10Gbit Ethernet: Killing Another Bottleneck?by Johan De Gelas on March 8, 2010 12:00 PM EST
- Posted in
- IT Computing
Network Performance in ESX 4.0 Update 1
We used up to eight VMs, and each was assigned an “endpoint” in the Ixia IxChariot network test. This way we could measure the total network throughput that is possible to achieve with one, four or eight VMs. Making use of ESX NetQueue, the cards should be able to leverage their separate queues and the hardware Layer 2 “switch”.
First, we test with NetQueue disabled. The cards will behave like a card with only one Rx/Tx queue. To make the comparison more interesting, we added two dual-port gigabit NICs into the benchmark mix. Teamed NICs are currently by far the most cost effective way to increase network bandwidth.
The 10G cards show their potential. With four VMs, they are able to achieve 5 to 6Gbit/s. There is clearly a queue bottleneck: both 10G cards perform worse with eight VMs. Notice also that 4x1Gbit does very well. This combination has more queues and can cope well with the different network streams. Out of a maximum line speed of 4Gbit/s, we achieve almost 3.8Gbit/s with four and eight VMs. Now let's look at CPU load.

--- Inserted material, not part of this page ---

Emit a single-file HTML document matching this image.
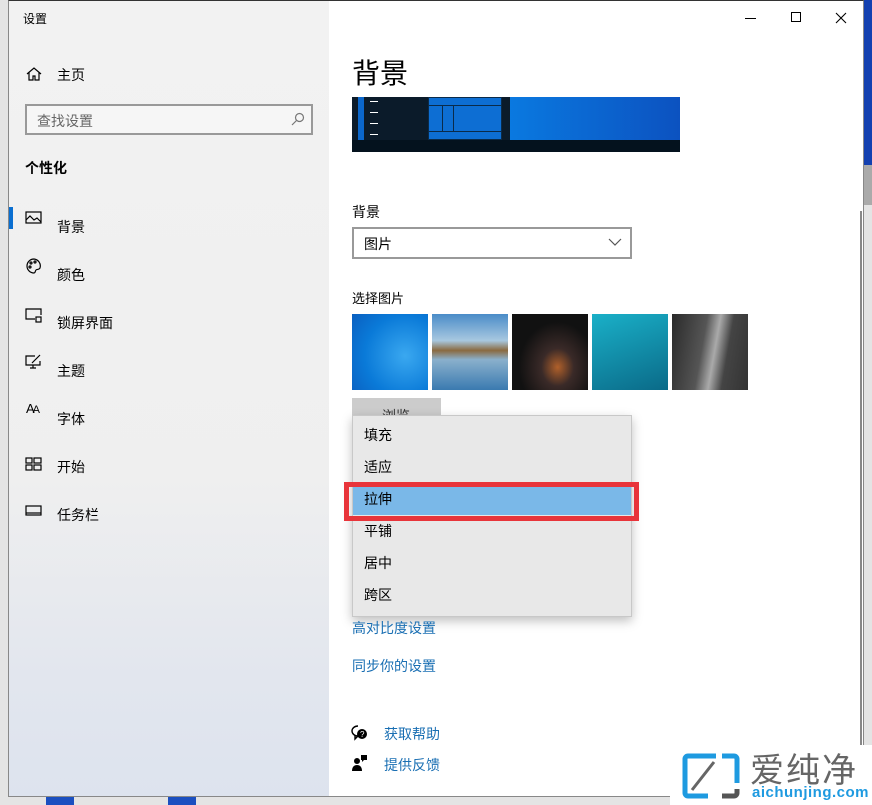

Once you need more than 1Gbit/s, you should pay attention to the CPU load. Four gigabit ports or one 10G port require 25~35% utilization of eight 2.9GHz Opterons cores. That means that you would need two or three cores dedicated just to keeping the network pipes filled. Let us see if NetQueue can do some magic.
The performance of the Neterion card improves a bit, but it's not really impressive (+8% in the best case). The Intel 82598 EB chip on the Supermicro 10G NIC is now achieving 9.5Gbit/s with eight VMs, very close to the theoretical maximum. The 4x1Gbit/s NIC numbers were repeated in this graph for reference (no NetQueue was available).
So how much CPU power did these huge network streams absorb?
The Neterion driver does not seem to be optimized for ESX 4. Using NetQueue should lower CPU load, not increase it. The Supermicro/Intel 10G combination shows the way. It delivers twice as much bandwidth at half the CPU load compared to the two dual-port gigabit NICs.